If instead it becomes a justice-driven reimagining — linking architecture and finance to a clear vision of protection, equity, participation and decentralisation — it could renew the UN’s capacity to act as a backbone of international cooperation.

As Justina Kaluinaite, policy and advocacy expert at the Lithuanian NGDO Platform, stresses: “The UN will survive another 80 years only if it learns to listen. True reform is not about doing more with less, but about doing better with those who have been left out.”

Third, reforms must pass three simple tests.

When leaders meet in New York, we challenge them to ensure every reform proposal answers three questions:

The Inequality Question: Does this reform measurably narrow gaps — by income, gender, geography or status — in who is protected and who benefits?

The Localisation Question: Does it move money, decisions and accountability closer to communities, with transparent targets and timelines?

The Rights Question: Does it strengthen — not dilute — protection, gender equality and human rights?

As Christelle Kalhoulé sums it up: “The measure of UN80 should not be how much paper it saves, but how many lives it protects. History and the legacy we leave to future generations will not ask whether the UN balanced its budget in 2025; it will ask whether it stood with people.”

If leaders embrace this moment, the UN can emerge sharper, stronger and more inclusive, with a justice-driven renewal of multilateralism, reclaiming its place as the backbone of global cooperation. If not, UN80 may go down in history as the moment when multilateralism chose retreat over renewal.

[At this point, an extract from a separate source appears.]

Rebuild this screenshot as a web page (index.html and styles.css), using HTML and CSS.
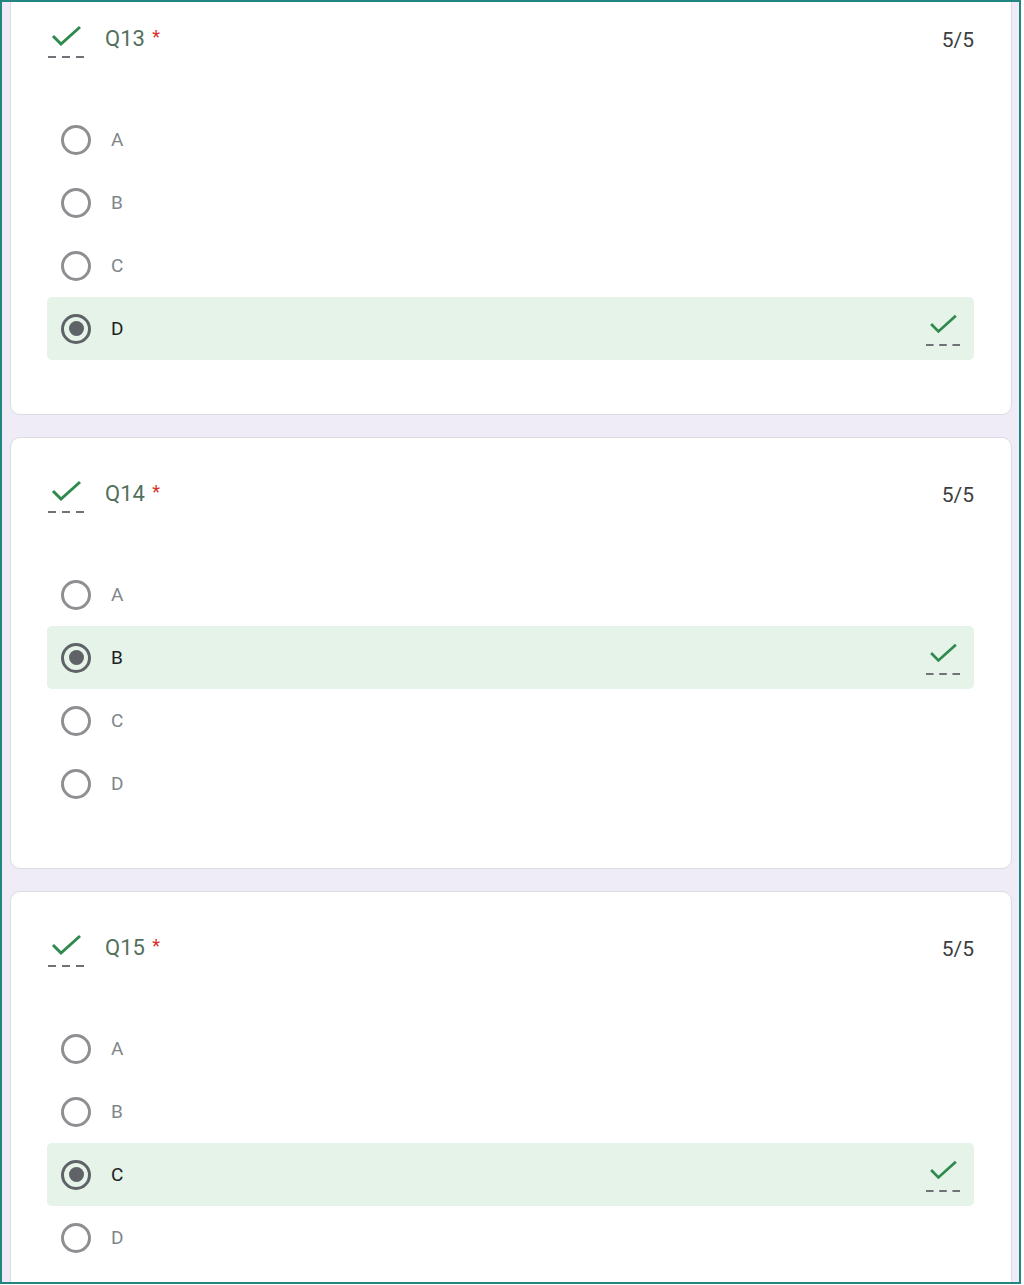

If UN80 is going to matter, it must prevent crises before they explode, deliver for both people and planet, give underrepresented countries and communities a real voice, keep civil society free and strong, and fix financing so money reaches those on the frontlines. The real test is not how tidy the org chart looks, but whether lives are saved, trust is rebuilt, and the UN proves it can still rise to the moment and be fit to serve this 21st-century world.